As towns go, nearby Jackpot, Nevada is a one trick pony. Casino pony, that is. Jackpot exists solely for fleecing Idaho gamblers. Nevada gamblers have better places to go. Idaho, like Nevada, was founded in the late 1800’s by miners. Miners are known for seeking ways to immediately invest their gold and silver. In Nevada, whoring and gambling became legal state-sanctioned activities. In Idaho, the opposite happened: prostitution went underground early, and then in 1954, the proper and upstanding citizens of the “Famous Potato State” put an end to all forms of casino gambling.
So characters like “Cactus Pete” Piersanti moved their slot machines just across the border into bleak northeast Nevada. Jackpot, the town that grew around the slot machines, had an initial population of 65. Seven decades later, with a population of just over 1,000, Cactus Pete’s city has yet to rival Las Vegas or Reno. There is no Trump tower on the horizon in Jackpot.
Packy had to be portaged around this dam-created falls a couple miles into the float.
Salmon Falls Creek was probably named for Salmon Falls, a large cataract on the Snake River upstream of their confluence. A short distance further upstream is Shoshone Falls, the natural upriver limit of migrating salmon and steelhead on the Snake River. The stretch of the Snake River below Shoshone Falls was once known for its huge runs of spawning salmon, which were an important food source for the local Native Americans, and later for early settlers.
In 1912 Swan Falls Dam was the first dam built on main stem Snake River. It cut off salmonid runs to several rivers upstream, including Salmon Falls Creek.

Swan Falls was the only first blow. Many more dams followed. In Idaho alone, sister tributaries such as the emerald green Payette River, the Bruneau River in its dark desert canyon, the stark and lonely Owyhee River, the pastoral Weiser River, and the mountainous Boise were all dammed. All of these high desert Idaho rivers were once unlikely homes to seagoing creatures: salmon and steelhead and even lamprey eels. Those sea creatures are gone now, cut off from their high country homes in Idaho and Nevada by dams. The last and fatal blow came in the 1960s when the Hells Canyon complex of three dams blocked fish access to all upstream rivers. Few living people have memories of the salmon and steelhead in southwest Idaho.

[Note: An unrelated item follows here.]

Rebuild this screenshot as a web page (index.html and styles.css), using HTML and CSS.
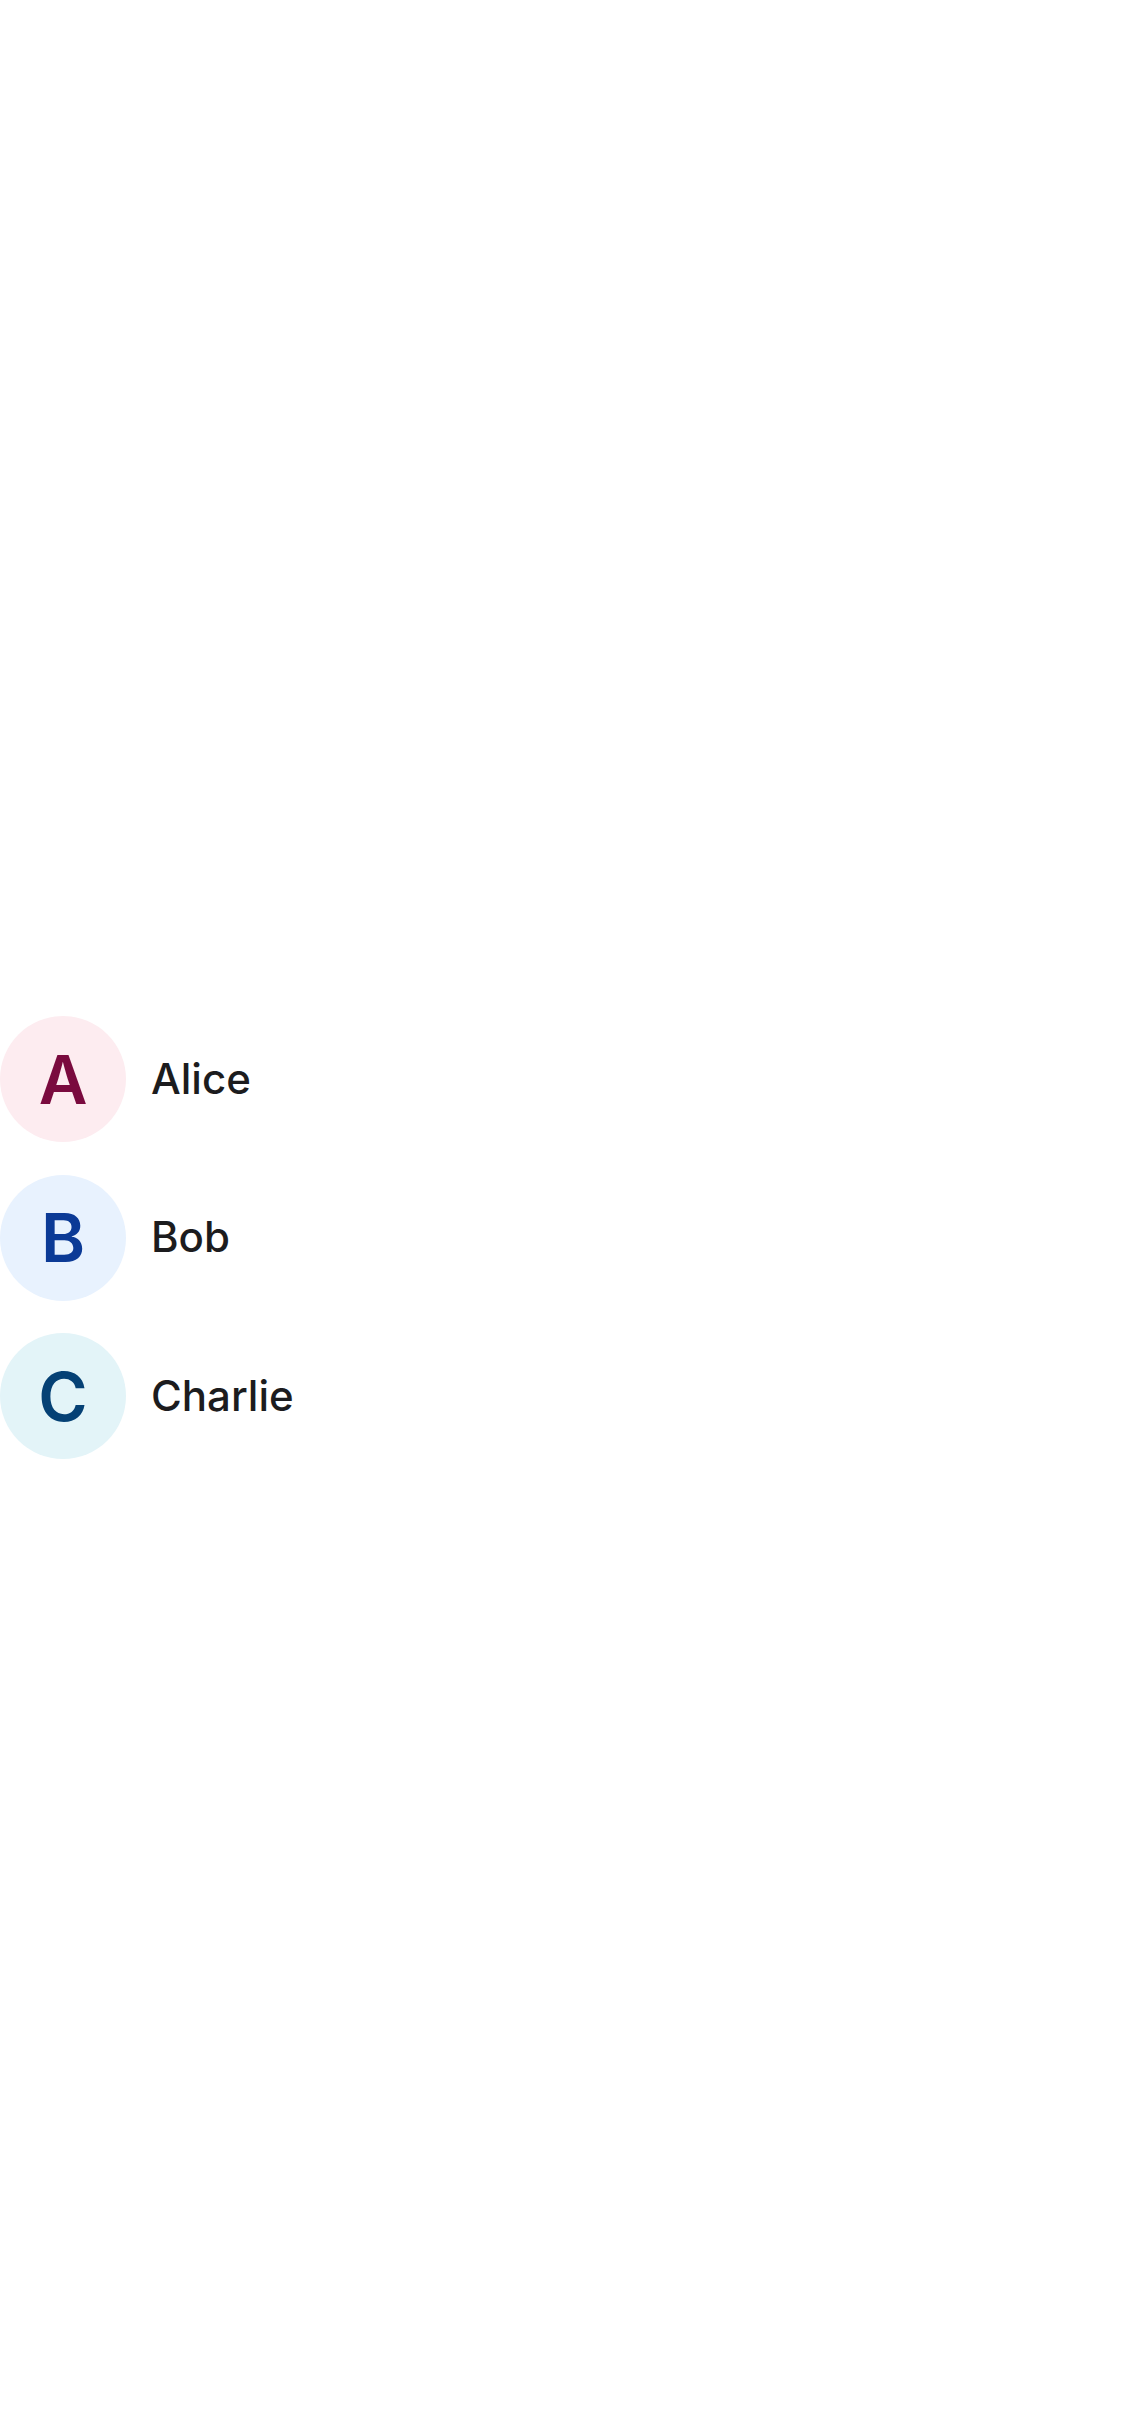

Perhaps by the next milenia the dams will be washed out, and the salmonids can return. Nature bats last. So for now, we must enjoy this little stream for what it still has to offer. Salmon Falls Creek is all flat water but has continuous twists and turns, so it is not for novice canoe captains. River Queen Janene ably guided Packy from the stern
Sister Colleen lacks canoeing experience, but she never lacks for enthusiasm for the outdoors. She took the bow, while I sat in the middle on the floor and fished. Tough duty for me, but somebody had to sit in the middle.

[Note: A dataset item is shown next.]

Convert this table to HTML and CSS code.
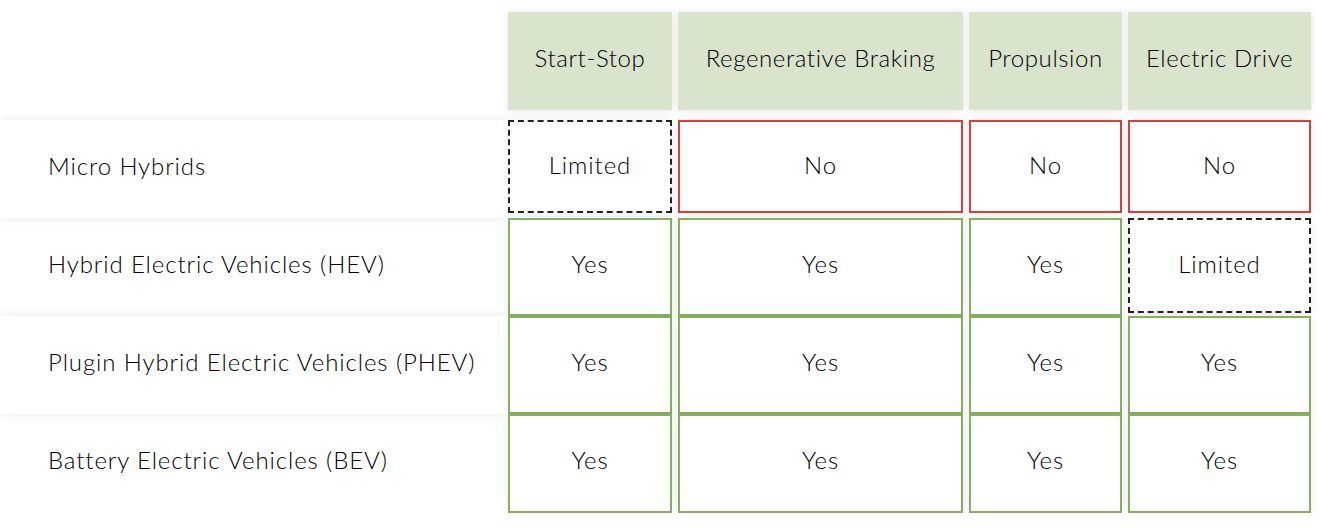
FILE: index.html
```html
<!DOCTYPE html>
<html>
<head>
<meta charset="utf-8">
<link rel="stylesheet" href="styles.css">
</head>
<body>
<div class="matrix">
  <div class="corner"></div>
  <div class="head">Start-Stop</div>
  <div class="head">Regenerative Braking</div>
  <div class="head">Propulsion</div>
  <div class="head">Electric Drive</div>

  <div class="label shaded">Micro Hybrids</div>
  <div class="cell first limited">Limited</div>
  <div class="cell first no">No</div>
  <div class="cell first no">No</div>
  <div class="cell first no">No</div>

  <div class="label">Hybrid Electric Vehicles (HEV)</div>
  <div class="cell yes">Yes</div>
  <div class="cell yes">Yes</div>
  <div class="cell yes">Yes</div>
  <div class="cell limited short">Limited</div>

  <div class="label shaded">Plugin Hybrid Electric Vehicles (PHEV)</div>
  <div class="cell yes">Yes</div>
  <div class="cell yes">Yes</div>
  <div class="cell yes">Yes</div>
  <div class="cell yes">Yes</div>

  <div class="label">Battery Electric Vehicles (BEV)</div>
  <div class="cell yes">Yes</div>
  <div class="cell yes">Yes</div>
  <div class="cell yes">Yes</div>
  <div class="cell yes">Yes</div>
</div>
</body>
</html>
```
FILE: styles.css
```css
html, body {
  margin: 0;
  padding: 0;
  background: #ffffff;
}
body {
  font-family: Lato, "Noto Sans", sans-serif;
  font-weight: 300;
  color: #000000;
  font-size: 24px;
  letter-spacing: 0.9px;
}
.matrix {
  display: grid;
  grid-template-columns: 502px 164px 285px 153px 183px;
  grid-template-rows: 108px 98px 98px 98px 99px;
  column-gap: 6px;
  row-gap: 0;
  padding-top: 12px;
}
.matrix > * {
  display: flex;
  align-items: center;
  justify-content: center;
  box-sizing: border-box;
  padding-bottom: 8px;
}
.head {
  background: #d9e4cc;
  box-shadow: 0 0 8px rgba(0, 0, 0, 0.10);
  height: 98px;
  letter-spacing: 0.6px;
}
.label {
  justify-content: flex-start;
  padding-left: 48px;
  margin-right: -6px;
}
.label.shaded {
  background: #ffffff;
  box-shadow: 0 0 10px rgba(0, 0, 0, 0.09);
}
.cell {
  background: #ffffff;
  border: 2px solid transparent;
  box-shadow: 0 0 10px rgba(0, 0, 0, 0.07);
  position: relative;
}
.cell.first {
  height: 93px;
  padding-bottom: 4px;
}
.cell.short {
  height: 95px;
  padding-bottom: 4px;
}
.cell.no {
  border-color: #d8403c;
}
.cell.yes {
  border-color: #86b05e;
}
.cell.limited {
  border: 2px dashed #222222;
}
```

At 250 cubic feet per second flow the creek was bankfull up to the willows, a fine level for floating.
Towering above screens of willows were cliffs of volcanic rocks . Some took the form of “hoodoos”, or distinct columns of rock.
Hoodoo ahead.
Exiting the deep canyon, Salmon Falls Creek is doomed to enter Salmon Falls Reservoir. Muddy flats of sediment have been building up there since it was damned in 1920.
An aptly named sad fate for this wild creek.

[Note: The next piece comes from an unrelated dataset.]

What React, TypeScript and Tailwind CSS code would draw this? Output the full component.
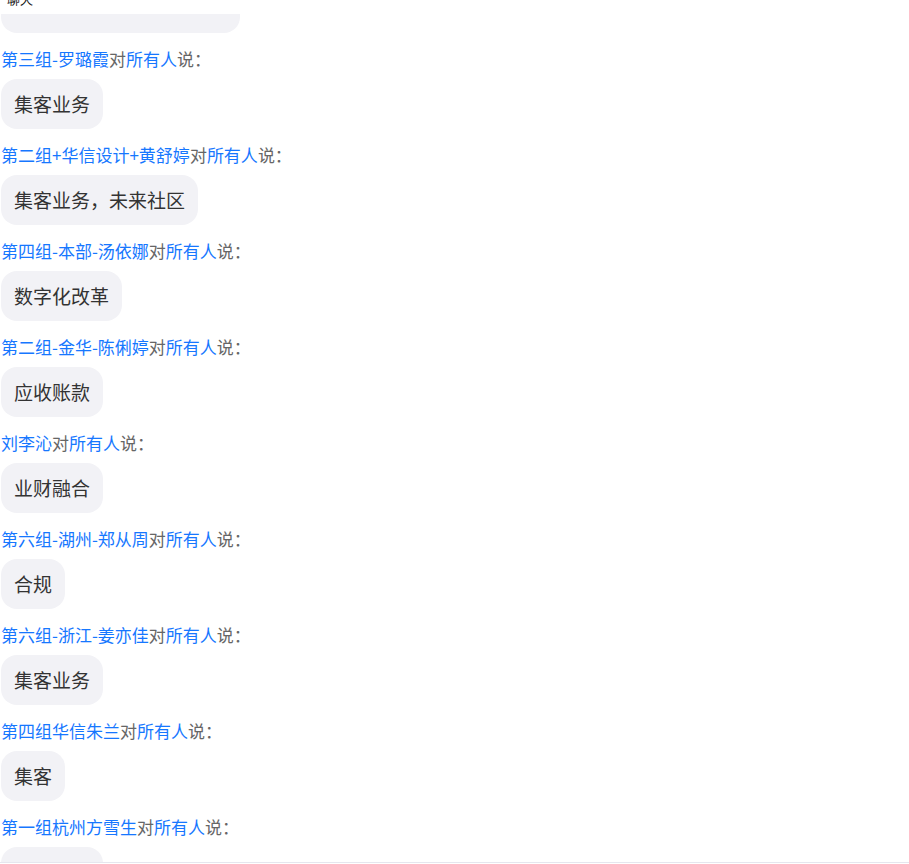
import React from "react";

const items: { name: string; msg: string }[] = [
  { name: "第三组-罗璐霞", msg: "集客业务" },
  { name: "第二组+华信设计+黄舒婷", msg: "集客业务，未来社区" },
  { name: "第四组-本部-汤依娜", msg: "数字化改革" },
  { name: "第二组-金华-陈俐婷", msg: "应收账款" },
  { name: "刘李沁", msg: "业财融合" },
  { name: "第六组-湖州-郑从周", msg: "合规" },
  { name: "第六组-浙江-姜亦佳", msg: "集客业务" },
  { name: "第四组华信朱兰", msg: "集客" },
  { name: "第一组杭州方雪生", msg: "集客业务" },
];

export default function App() {
  return (
    <div
      className="h-[864px] w-full overflow-hidden bg-white flex flex-col"
      style={{ fontFamily: '"Noto Sans CJK SC", "Noto Sans", sans-serif' }}
    >
      <div className="h-[14px] shrink-0 overflow-hidden bg-white pl-[7px]">
        <div className="-mt-[10px] text-[13px] leading-[18px] text-[#111]">聊天</div>
      </div>
      <div className="h-[848px] shrink-0 overflow-hidden pl-[1px]">
        <div className="h-[19px] w-[239px] rounded-b-[16px] bg-[#f2f2f6]" />
        {items.map((it, i) => (
          <div key={i} className="mt-[14px] flex flex-col items-start">
            <div className="text-[17px] leading-[24px] whitespace-nowrap">
              <span className="text-[#1677ff]">{it.name}</span>
              <span className="text-[#666]">对</span>
              <span className="text-[#1677ff]">所有人</span>
              <span className="text-[#666]">说：</span>
            </div>
            <div className="mt-[8px] rounded-[16px] bg-[#f2f2f6] px-[13px] py-[12px] text-[19px] leading-[26px] text-[#333] whitespace-nowrap">
              {it.msg}
            </div>
          </div>
        ))}
      </div>
      <div className="h-[2px] shrink-0 border-t border-[#e6e6ee] bg-white" />
    </div>
  );
}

At the takeout we were greeted by clouds of chironomid midges coming off the reservoir.
Chironomid larva live the deep mud bottom of lakes and reservoirs.
The adult flies are often mistaken for mosquitoes, which are in the same order of insects. Luckily, chironomids don’t bite.
The free flowing reaches of Salmon Falls Creek rightfully belong in Idaho’s pantheon of floatable streams. Our camp on the dried out reservoir shore shows the “fly and cowpie” scenery that central Idaho is better known for.
Excellent post, Larry – very interesting; cleverly written. My old stomping ground for years. I have never, however, paddled Salmon Falls Creek. Apparently, timing is everything. There was an old reservoir SE of Salmon Falls – Roseworth. As a kid, I went with my dad and we used Pautzke’s Balls of Fire red eggs and scored many rainbows. Go further on that road and visit Jarbidge, NV – a delightful little community nestled in tall trees and steep canyon walls. Your travelogues are always enjoyable – very happy to be on your publication list!
Ah yes, Pautzke’s were a staple in my dad’s fishing gear.I haven’t been to Roseworth, now called Cedar Creek Res by the IFG. According to the IFG website they have already planted 60,000+ catchable trout in Cedar Creek Res, so it might still be possible to catch one there!
Nice write up! I’m from Iowa and have been searching Salmon Falls Creek on Google maps to see if it might hold quail or chukar along the banks and cliffs. Do you think it might be kayak floatable in the fall?
Thanks, Randy
Sorry about the bird query! I read your other posts and see you’re a bird hunter as well. Especially liked the galliformes story. Hope you have a great season!
Randy
No problem. I wasn’t trying to conceal a secret chukar spot.
Randy – I did hear chukars in the morning where we camped on the reservoir after the float. But I saw no sign of them as we floated the creek. And trust me, I always have my eyes and ears tuned to the chukar channel.
Right now the creek is at 25 cos, and a quick look at the USGS website indicates normal flow in Oct/Nov is 50 CFC or less. So my guess is that it might be floatable in an IK, it I’ll bet you’d be dragging bottom or pulling the boat behind you often.
Good luck.
Great post on a cool trip. Thanks for sharing and feeding my fire of vicariousness.
Glad you liked it, Anonymous. A vicarious fire is better than none at all.